Colorado regulators could force Xcel customers to pay for troubled plant for decades
Colorado regulators would gain expanded power to order Xcel Energy to finance major costs for its chronically troubled Comanche 3 coal plant through bonds backed by a decades-long charge on every customer’s monthly electric bill.
House Bill 26-1326, the Colorado Public Utilities Commission “sunset bill” that cleared its first committee on April 23, would let the regulatory body direct investor-owned utilities to use securitization under 2019’s Colorado Energy Impact Bond Act.
The measure continues the PUC through 2037, while expanding its authority beyond voluntary utility applications.
Securitization allows a utility to issue bonds backed by a decades-long charge on ratepayer bills. The charge stays on every bill, with periodic adjustments, only until the bonds are repaid — typically 20 to 30 years. Any securitization order would still require the PUC to find a net benefit to ratepayers, according to the bill.
Utilities in other states have used securitization to finance plant retirements at lower interest rates than traditional utility debt and equity financing, producing significant ratepayer savings in multiple cases.

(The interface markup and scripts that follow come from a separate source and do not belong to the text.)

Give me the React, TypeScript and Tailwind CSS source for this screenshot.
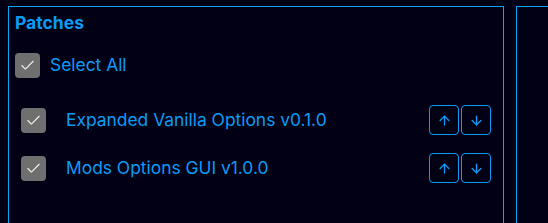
import { ArrowUp, ArrowDown, Check } from "lucide-react";

interface Patch {
  name: string;
}

const patches: Patch[] = [
  { name: "Expanded Vanilla Options v0.1.0" },
  { name: "Mods Options GUI v1.0.0" },
];

const CheckBox = () => (
  <div className="w-[25px] h-[25px] rounded-[4px] bg-[#6f6f70] flex items-center justify-center shrink-0">
    <Check size={17} strokeWidth={1.5} className="text-[#f2f2f2]" />
  </div>
);

const MoveButton = ({ up }: { up: boolean }) => (
  <button className="w-[30px] h-[30px] rounded-[4px] border border-[#0a9cf5] flex items-center justify-center text-[#0a9cf5]">
    {up ? <ArrowUp size={15} strokeWidth={2.2} /> : <ArrowDown size={15} strokeWidth={2.2} />}
  </button>
);

const PatchRow = ({ patch }: { patch: Patch }) => (
  <div className="flex items-center h-[30px] pl-[6px] pr-[12px]">
    <CheckBox />
    <span className="ml-[20px] text-[17.4px] text-[#0a9cf5] flex-1">{patch.name}</span>
    <div className="flex gap-[2px]">
      <MoveButton up />
      <MoveButton up={false} />
    </div>
  </div>
);

export default function App() {
  return (
    <div
      className="w-[548px] h-[223px] overflow-hidden bg-[#020014] flex gap-[12px] pt-[6px] pl-[8px]"
      style={{ fontFamily: "Inter, 'Noto Sans', sans-serif" }}
    >
      <div className="w-[496px] h-[260px] shrink-0 border border-[#0aa4f8] pl-[6px] pt-[4px]">
        <h2 className="text-[17.5px] font-bold text-[#0a9cf5] leading-[24px]">Patches</h2>
        <div className="flex items-center mt-[17px]">
          <CheckBox />
          <span className="ml-[10px] text-[17.4px] text-[#0a9cf5]">Select All</span>
        </div>
        <div className="flex flex-col gap-[18px] mt-[27px]">
          {patches.map((p) => (
            <PatchRow key={p.name} patch={p} />
          ))}
        </div>
      </div>
      <div className="w-[300px] h-[260px] shrink-0 border border-[#0aa4f8]" />
    </div>
  );
}
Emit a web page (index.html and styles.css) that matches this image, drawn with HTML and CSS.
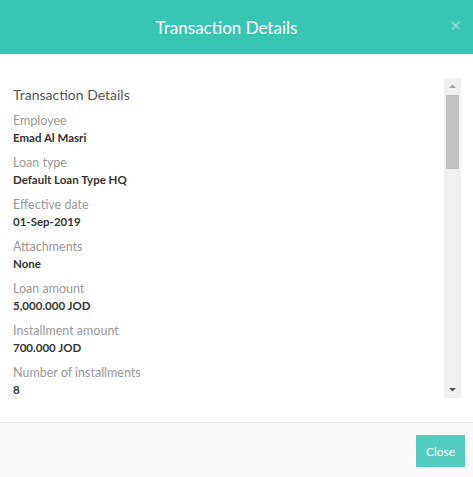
FILE: index.html
```html
<!DOCTYPE html>
<html>
<head>
<meta charset="utf-8">
<link rel="stylesheet" href="styles.css">
</head>
<body>
<div class="modal">
  <header class="modal-header">
    <h1 class="modal-title">Transaction Details</h1>
    <span class="close-x">&times;</span>
  </header>
  <section class="modal-body">
    <div class="scroll-area">
      <div class="content">
        <h2 class="section-title">Transaction Details</h2>
        <div class="field"><div class="label">Employee</div><div class="value">Emad Al Masri</div></div>
        <div class="field"><div class="label">Loan type</div><div class="value">Default Loan Type HQ</div></div>
        <div class="field"><div class="label">Effective date</div><div class="value">01-Sep-2019</div></div>
        <div class="field"><div class="label">Attachments</div><div class="value">None</div></div>
        <div class="field"><div class="label">Loan amount</div><div class="value">5,000.000 JOD</div></div>
        <div class="field"><div class="label">Installment amount</div><div class="value">700.000 JOD</div></div>
        <div class="field"><div class="label">Number of installments</div><div class="value">8</div></div>
      </div>
      <div class="scrollbar">
        <svg class="arrow" width="17" height="17" viewBox="0 0 17 17"><path d="M5 10 L12 10 L8.5 6.5 Z" fill="#a3a3a3"/></svg>
        <div class="track"><div class="thumb"></div></div>
        <svg class="arrow" width="17" height="17" viewBox="0 0 17 17"><path d="M5 7 L12 7 L8.5 10.5 Z" fill="#505050"/></svg>
      </div>
    </div>
  </section>
  <footer class="modal-footer">
    <button class="btn-close">Close</button>
  </footer>
</div>
</body>
</html>
```
FILE: styles.css
```css
* { box-sizing: border-box; }
html, body { margin: 0; padding: 0; }
body {
  width: 473px;
  height: 477px;
  overflow: hidden;
  font-family: Lato, "Open Sans", sans-serif;
  background: #fff;
}
.modal {
  display: flex;
  flex-direction: column;
  height: 477px;
}
.modal-header {
  height: 54px;
  background: #39c5b4;
  display: flex;
  align-items: center;
  justify-content: center;
  padding-right: 20px;
  position: relative;
}
.modal-title {
  margin: 0;
  font-size: 17px;
  font-weight: 400;
  color: #fff;
}
.close-x {
  position: absolute;
  right: 12px;
  top: 15px;
  font-size: 19px;
  line-height: 20px;
  color: rgba(255,255,255,0.45);
}
.modal-body {
  height: 368px;
  padding: 24px 12px 0 13px;
}
.scroll-area {
  height: 320px;
  display: flex;
  overflow: hidden;
}
.content {
  flex: 1;
  overflow: hidden;
  padding-top: 7px;
}
.section-title {
  margin: 0 0 7px;
  font-size: 14px;
  font-weight: 400;
  color: #555;
  line-height: 20px;
}
.field {
  height: 42px;
}
.label {
  font-size: 12.5px;
  color: #999;
  line-height: 17px;
}
.value {
  font-size: 11.5px;
  font-weight: 700;
  color: #333;
  line-height: 17px;
}
.scrollbar {
  width: 17px;
  background: #f1f1f1;
  display: flex;
  flex-direction: column;
}
.arrow { display: block; flex: none; }
.track { flex: 1; padding: 0 2px; }
.thumb {
  height: 74px;
  background: #c1c1c1;
}
.modal-footer {
  flex: 1;
  border-top: 1px solid #e5e5e5;
  background: #fafafa;
  display: flex;
  justify-content: flex-end;
  align-items: flex-start;
  padding: 12px 8px 0 0;
}
.btn-close {
  width: 49px;
  height: 32px;
  border: 0;
  background: #52cdbf;
  color: #fff;
  font-family: Lato, "Open Sans", sans-serif;
  font-size: 12px;
  padding: 0;
}
```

Joseph S. Fichera, CEO of Saber Partners and an expert advisor to the Colorado Public Utilities Commission, said in a 2023 release announcing the firm’s selection by the PUC that utility securitization is a “complex Wall Street financial tool that creates a unique and simple ratepayer-backed bond.”
“Ratepayer-backed bonds can safeguard electricity consumers during this period of energy transition. When done correctly, they can generate significant savings for consumers,” Fichera said.
Xcel’s Comanche 3 Power Station near Pueblo is Colorado’s largest coal unit at 750 megawatts. It has long been a reliability headache, averaging roughly 91 days of outages per year in its first decade of operation. A catastrophic failure on August 12, 2025, knocked it offline.
Repairs are expected to cost $15 million to $26 million total, with Xcel’s share around $4.6 million after insurance. The unit is now projected to be back online by mid-July 2026.
The prolonged outage has worsened summer 2026 energy capacity risks.
These concerns have resulted in stay-open or extension orders for both Comanche and Craig assets.
The state’s energy regulators approved a one-year extension for Comanche Unit 2 through the end of 2026 to help cover the gap. Federally, the U.S. Department of Energy has issued emergency orders requiring Craig Unit 1 to remain available past its planned 2025 retirement. Similar retirement costs could arise at other coal assets.
U.S. Department of Energy reports have highlighted national strains on resource adequacy from rising demand and plant retirements, adding pressure for reliable dispatchable generation in Colorado.
Xcel has maintained that repairing and running Comanche 3 through its planned retirement around 2030 remains the most cost-effective near-term option for reliability. Any early retirement or major cost recovery would still require PUC approval.
Clare Valentine, senior policy adviser with Western Resource Advocates, supports giving the Public Utilities Commission power to require securitization.
Valentine argued that investor-owned utilities, such as Xcel and Black Hills, “have incentives to avoid securitization because it can decrease their profits,” according to a report on her testimony by The Sum & Substance, an online news site published by the Colorado Chamber of Commerce.
She stated that PUC members “should be able to step in and order it when they see it in the best interests of consumers.”
Valentine added, “While securitization is not a magical tool, it can be useful in some cases.”
Critics worry the expanded authority shifts too much control and risk to ratepayers.
Sarah Montalbano, an energy policy analyst at the Independence Institute, a free market think tank based in Denver, said in a written testimony submitted to the Colorado House Energy and Environment Committee that another concern is that HB 26-1326 would “authorize the PUC to order a utility to securitize assets rather than waiting for a voluntary application.
“Authorizing the PUC to compel utilities to write down those government-created losses converts securitization from a ratepayer protection tool into a financial mechanism for implementing legislative policy goals,” she said.
The bill, sponsored by House Majority Leader Monica Duran, D-Wheat Ridge, and others, advanced on a 9-4 party-line vote in the House Energy and Environment Committee. It remains under consideration.